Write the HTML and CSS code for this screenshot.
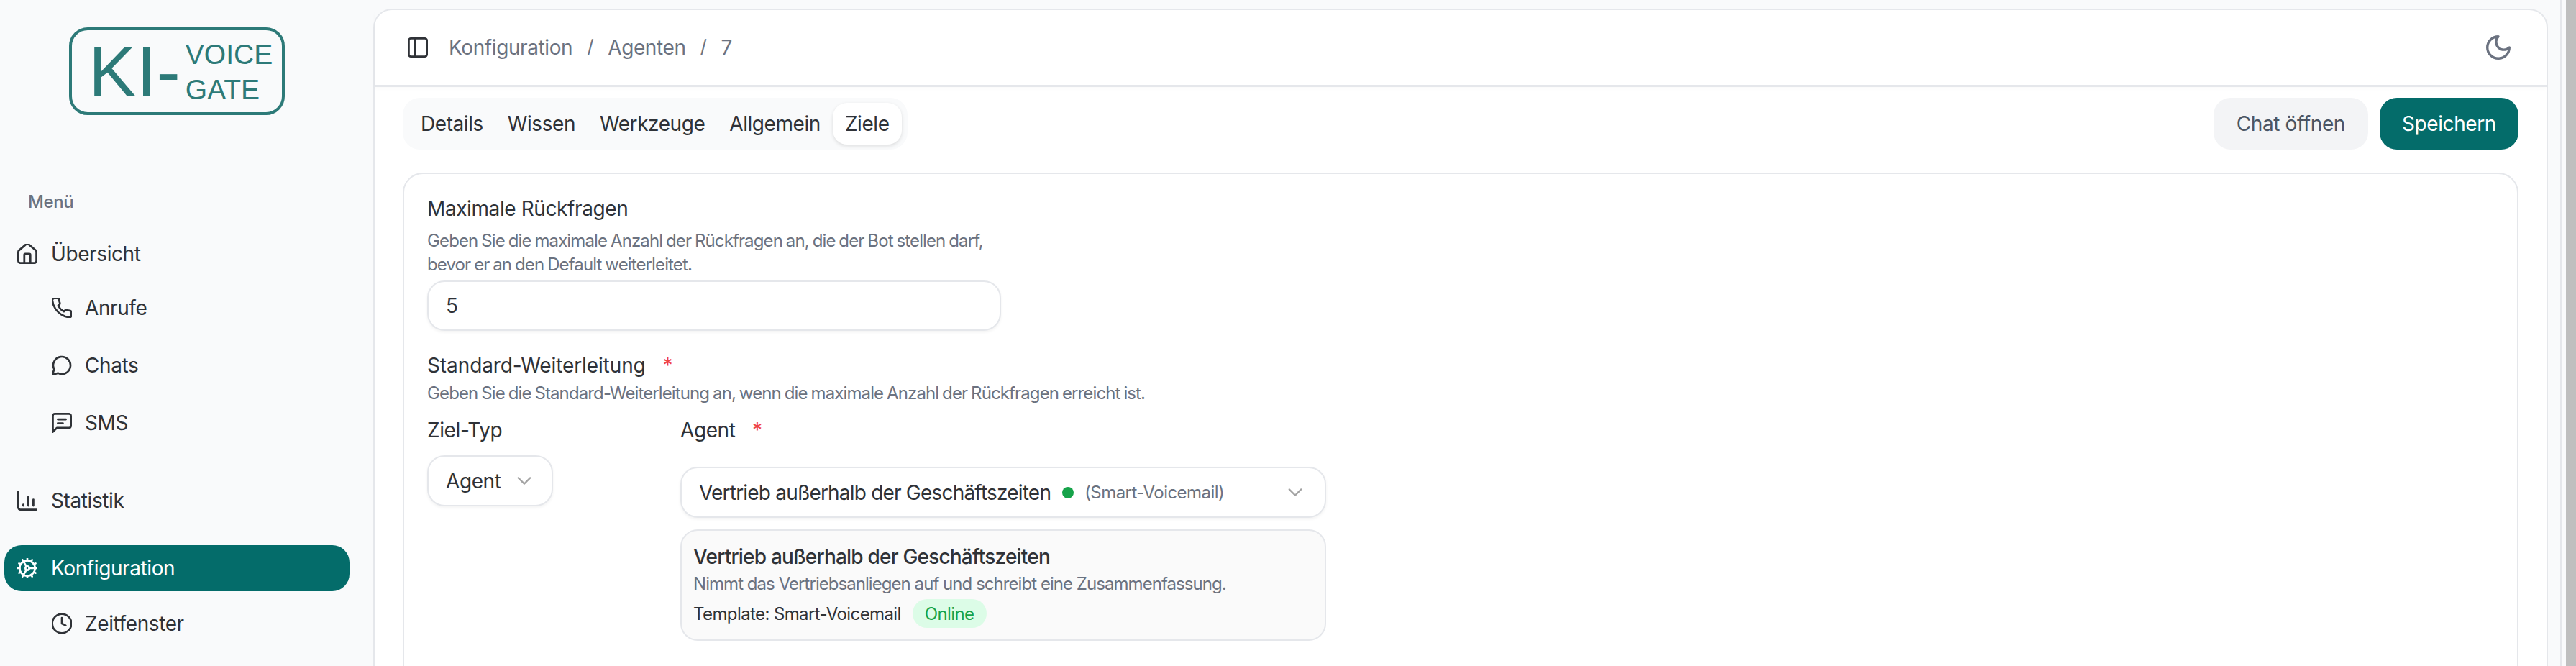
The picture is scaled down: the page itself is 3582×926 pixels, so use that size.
FILE: index.html
```html
<!DOCTYPE html>
<html lang="de">
<head>
<meta charset="utf-8">
<title>Agent 7 – Ziele</title>
<link rel="stylesheet" href="styles.css">
</head>
<body>
<aside class="sidebar">
  <div class="logo">
    <span class="logo-ki">KI-</span>
    <span class="logo-words"><span>VOICE</span><span>GATE</span></span>
  </div>
  <div class="menu-title">Menü</div>
  <nav class="nav">
    <a class="item">
      <svg class="icon" viewBox="2 2 20 20"><path d="M15 21v-8a1 1 0 0 0-1-1h-4a1 1 0 0 0-1 1v8"/><path d="M3 10a2 2 0 0 1 .709-1.528l7-5.999a2 2 0 0 1 2.582 0l7 5.999A2 2 0 0 1 21 10v9a2 2 0 0 1-2 2H5a2 2 0 0 1-2-2z"/></svg>
      <span>Übersicht</span>
    </a>
    <div class="sub sub-first">
      <a class="item sub-item">
        <svg class="icon" viewBox="1.5 1.5 21 21"><path d="M22 16.92v3a2 2 0 0 1-2.18 2 19.79 19.79 0 0 1-8.63-3.07 19.5 19.5 0 0 1-6-6 19.79 19.79 0 0 1-3.07-8.67A2 2 0 0 1 4.11 2h3a2 2 0 0 1 2 1.72 12.84 12.84 0 0 0 .7 2.81 2 2 0 0 1-.45 2.11L8.09 9.91a16 16 0 0 0 6 6l1.27-1.27a2 2 0 0 1 2.11-.45 12.84 12.84 0 0 0 2.81.7A2 2 0 0 1 22 16.92z"/></svg>
        <span>Anrufe</span>
      </a>
      <a class="item sub-item">
        <svg class="icon" viewBox="1.5 1.5 21 21"><path d="M7.9 20A9 9 0 1 0 4 16.1L2 22Z"/></svg>
        <span>Chats</span>
      </a>
      <a class="item sub-item">
        <svg class="icon" viewBox="2 2 20 20"><path d="M21 15a2 2 0 0 1-2 2H7l-4 4V5a2 2 0 0 1 2-2h14a2 2 0 0 1 2 2z"/><path d="M8 8.5h8"/><path d="M8 12.5h5"/></svg>
        <span>SMS</span>
      </a>
    </div>
    <a class="item item-stat">
      <svg class="icon" viewBox="2 2 20 20"><path d="M3 3v16a2 2 0 0 0 2 2h16"/><path d="M8 17v-1"/><path d="M13 17V8"/><path d="M18 17v-6"/></svg>
      <span>Statistik</span>
    </a>
    <a class="item item-active">
      <svg class="icon" viewBox="1.5 1.5 21 21"><path d="M12 20a8 8 0 1 0 0-16 8 8 0 0 0 0 16Z"/><path d="M12 14a2 2 0 1 0 0-4 2 2 0 0 0 0 4Z"/><path d="M12 2v2"/><path d="M12 22v-2"/><path d="m17 20.66-1-1.73"/><path d="M11 10.27 7 3.34"/><path d="m20.66 17-1.73-1"/><path d="m3.34 7 1.73 1"/><path d="M14 12h8"/><path d="M2 12h2"/><path d="m20.66 7-1.73 1"/><path d="m3.34 17 1.73-1"/><path d="m17 3.34-1 1.73"/><path d="m11 13.73-4 6.93"/></svg>
      <span>Konfiguration</span>
    </a>
    <div class="sub sub-last">
      <a class="item sub-item">
        <svg class="icon" viewBox="1.5 1.5 21 21"><circle cx="12" cy="12" r="10"/><path d="M12 6v6l4 2"/></svg>
        <span>Zeitfenster</span>
      </a>
    </div>
  </nav>
</aside>

<div class="main-wrap">
  <main class="card-main">
    <header class="topbar">
      <svg class="icon icon-panel" viewBox="2 2 20 20"><rect x="3" y="3" width="18" height="18" rx="2"/><path d="M9 3v18"/></svg>
      <ol class="crumbs">
        <li>Konfiguration</li>
        <li class="sep">/</li>
        <li>Agenten</li>
        <li class="sep">/</li>
        <li>7</li>
      </ol>
      <svg class="icon icon-moon" viewBox="2 2 20 20"><path d="M12 3a6 6 0 0 0 9 9 9 9 0 1 1-9-9Z"/></svg>
    </header>

    <div class="toolbar">
      <div class="tabs">
        <span class="tab">Details</span>
        <span class="tab">Wissen</span>
        <span class="tab">Werkzeuge</span>
        <span class="tab">Allgemein</span>
        <span class="tab tab-active">Ziele</span>
      </div>
      <div class="actions">
        <button class="btn btn-soft">Chat öffnen</button>
        <button class="btn btn-primary">Speichern</button>
      </div>
    </div>

    <section class="panel">
      <div class="label">Maximale Rückfragen</div>
      <p class="hint hint-wrap">Geben Sie die maximale Anzahl der Rückfragen an, die der Bot stellen darf, bevor er an den Default weiterleitet.</p>
      <div class="field field-number">5</div>

      <div class="label label-second">Standard-Weiterleitung <span class="req">*</span></div>
      <p class="hint">Geben Sie die Standard-Weiterleitung an, wenn die maximale Anzahl der Rückfragen erreicht ist.</p>

      <div class="target-row">
        <div class="target-type">
          <div class="label">Ziel-Typ</div>
          <div class="field field-type">
            <span>Agent</span>
            <svg class="chev" viewBox="5 8 14 8"><path d="m6 9 6 6 6-6"/></svg>
          </div>
        </div>
        <div class="target-agent">
          <div class="label">Agent <span class="req">*</span></div>
          <div class="field field-agent">
            <span class="agent-name">Vertrieb außerhalb der Geschäftszeiten</span>
            <i class="dot"></i>
            <span class="muted">(Smart-Voicemail)</span>
            <svg class="chev chev-end" viewBox="5 8 14 8"><path d="m6 9 6 6 6-6"/></svg>
          </div>
          <div class="preview">
            <div class="preview-title">Vertrieb außerhalb der Geschäftszeiten</div>
            <div class="preview-desc">Nimmt das Vertriebsanliegen auf und schreibt eine Zusammenfassung.</div>
            <div class="preview-meta">
              <span>Template: Smart-Voicemail</span>
              <span class="badge">Online</span>
            </div>
          </div>
        </div>
      </div>
    </section>
  </main>
</div>
<div class="gutter"></div>
<div class="scrollbar"></div>
</body>
</html>
```
FILE: styles.css
```css
* { box-sizing: border-box; }

html, body {
  margin: 0;
  height: 926px;
  overflow: hidden;
}

body {
  display: flex;
  background: #f9fafb;
  color: #2f3237;
  font-family: Inter, "Liberation Sans", sans-serif;
  font-size: 28px;
  letter-spacing: -0.4px;
}

.icon {
  width: 28px;
  height: 28px;
  flex: none;
  fill: none;
  stroke: currentColor;
  stroke-width: 2;
  stroke-linecap: round;
  stroke-linejoin: round;
}

/* Sidebar */
.sidebar {
  width: 519px;
  flex: none;
  padding: 38px 0 0 6px;
}

.logo {
  width: 300px;
  height: 122px;
  margin-left: 90px;
  padding-left: 23px;
  display: flex;
  align-items: center;
  gap: 7px;
  border: 4px solid #2d7a78;
  border-radius: 26px;
  color: #2d7a78;
  font-family: "Liberation Sans", Arial, sans-serif;
  letter-spacing: 0;
}

.logo-ki {
  font-size: 100px;
  line-height: 1;
}

.logo-words {
  display: flex;
  flex-direction: column;
  font-size: 39px;
  line-height: 49px;
  margin-top: 2px;
}

.menu-title {
  margin: 106px 0 0 33px;
  height: 30px;
  line-height: 30px;
  font-size: 24px;
  font-weight: 500;
  color: #6b7280;
}

.nav {
  display: flex;
  flex-direction: column;
  margin-top: 25px;
}

.item {
  width: 480px;
  height: 64px;
  padding-left: 18px;
  display: flex;
  align-items: center;
  gap: 19px;
  border-radius: 24px;
}

.sub {
  display: flex;
  flex-direction: column;
  gap: 16px;
}

.sub-first { margin-top: 11px; }
.sub-last { margin-top: 13px; }

.sub-item { padding-left: 66px; gap: 18px; }

.item-stat { margin-top: 44px; }

.item-active {
  margin-top: 30px;
  background: #046c6a;
  color: #fff;
}

/* Main shell */
.main-wrap {
  width: 3043px;
  flex: none;
  padding: 12px 17px 0 0;
  border-right: 2px solid #e5e7eb;
}

.card-main {
  height: 914px;
  background: #fff;
  border: 2px solid #e5e7eb;
  border-bottom: 0;
  border-radius: 26px 26px 0 0;
}

.gutter { width: 6px; flex: none; }
.scrollbar { width: 14px; flex: none; background: #bfbfbf; }

.topbar {
  height: 107px;
  padding: 0 50px 0 46px;
  display: flex;
  align-items: center;
  border-bottom: 3px solid #e5e7eb;
  box-shadow: 0 3px 4px rgba(0, 0, 0, 0.02);
}

.icon-moon {
  margin-left: auto;
  width: 34px;
  height: 34px;
  color: #6b7280;
}

.crumbs {
  list-style: none;
  margin: 0 0 0 29px;
  padding: 0;
  display: flex;
  gap: 20px;
  color: #6b7280;
}

.sep { font-size: 26px; }

.toolbar {
  padding: 15px 39px 0;
  display: flex;
  justify-content: space-between;
}

.tabs {
  height: 72px;
  padding: 7px 8px;
  display: flex;
  background: #f9fafb;
  border-radius: 24px;
}

.tab {
  height: 58px;
  padding: 0 17px;
  display: flex;
  align-items: center;
  border-radius: 20px;
  letter-spacing: -0.44px;
}

.tab-active {
  background: #fff;
  box-shadow: 0 2px 5px rgba(0, 0, 0, 0.12);
}

.actions { display: flex; gap: 16px; }

.btn {
  height: 72px;
  padding: 0 32px;
  border: 0;
  border-radius: 24px;
  font: inherit;
  letter-spacing: inherit;
}

.btn-soft { background: #f3f4f6; color: #4b5563; }
.btn-primary { background: #046c6a; color: #fff; padding: 0 31px; }

/* Form panel */
.panel {
  margin: 32px 39px 0;
  height: 700px;
  padding: 28px 32px 0;
  border: 2px solid #e5e7eb;
  border-radius: 28px 28px 0 0;
}

.label {
  height: 40px;
  line-height: 40px;
}

.label-second { margin-top: 28px; letter-spacing: -0.1px; }

.req {
  margin-left: 16px;
  color: #ef4444;
}

.hint {
  margin: 2px 0 0;
  font-size: 24px;
  line-height: 33px;
  color: #6b7280;
  letter-spacing: -0.88px;
  word-spacing: -1px;
}

.hint-wrap {
  width: 790px;
  margin-top: 8px;
}

.field {
  background: #fff;
  border: 2px solid #e5e7eb;
  border-radius: 24px;
  box-shadow: 0 2px 4px rgba(0, 0, 0, 0.05);
  display: flex;
  align-items: center;
  padding-left: 24px;
}

.field-number {
  width: 798px;
  height: 70px;
  margin-top: 6px;
}

.target-row {
  display: flex;
  margin-top: 15px;
}

.target-type { width: 352px; flex: none; }

.field-type {
  width: 175px;
  height: 71px;
  margin-top: 15px;
  gap: 22px;
}

.chev {
  width: 20px;
  height: 11px;
  flex: none;
  fill: none;
  stroke: #a3a3a3;
  stroke-width: 1.6;
  stroke-linecap: round;
  stroke-linejoin: round;
}

.target-agent { width: 898px; flex: none; }

.field-agent {
  height: 71px;
  margin-top: 31px;
  padding-right: 31px;
}

.agent-name { letter-spacing: -0.8px; }

.dot {
  width: 16px;
  height: 16px;
  margin: 0 15px 0 16px;
  border-radius: 50%;
  background: #16a34a;
}

.muted {
  font-size: 24px;
  color: #6b7280;
  letter-spacing: -0.55px;
}

.chev-end { margin-left: auto; }

.preview {
  height: 155px;
  margin-top: 16px;
  padding: 17px 16px 0;
  background: #fafafa;
  border: 2px solid #e5e7eb;
  border-radius: 24px;
}

.preview-title {
  height: 38px;
  line-height: 38px;
  font-weight: 500;
  letter-spacing: -0.8px;
}

.preview-desc {
  margin-top: 2px;
  height: 34px;
  line-height: 34px;
  font-size: 24px;
  color: #6b7280;
  letter-spacing: -0.95px;
}

.preview-meta {
  margin-top: 4px;
  display: flex;
  align-items: center;
  gap: 16px;
  font-size: 24px;
  letter-spacing: -0.6px;
}

.badge {
  height: 40px;
  padding: 0 17px;
  display: flex;
  align-items: center;
  border-radius: 20px;
  background: #dcfce7;
  color: #16a34a;
}
```
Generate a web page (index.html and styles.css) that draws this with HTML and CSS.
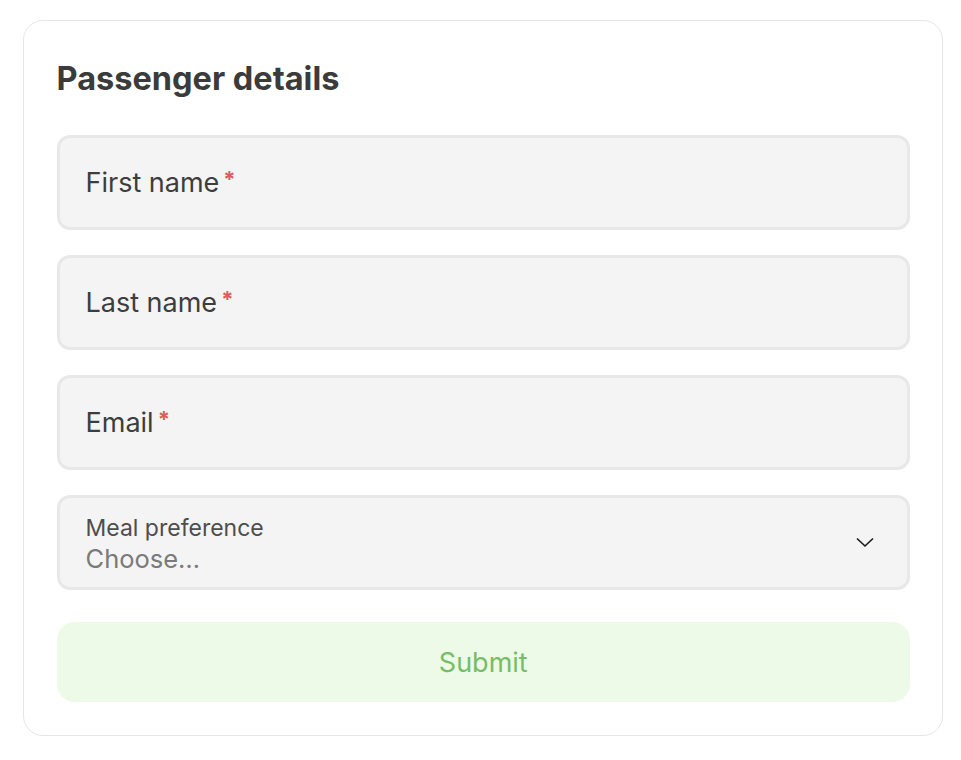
########################################
*INSTRUCTIONS FOR THE TASK*. Show every line from the entries above in which the word "that" appears.

*ANSWER BELOW*.
The picture is scaled down: the page itself is 3582×926 pixels, so use that size.
Generate a web page (index.html and styles.css) that draws this with HTML and CSS.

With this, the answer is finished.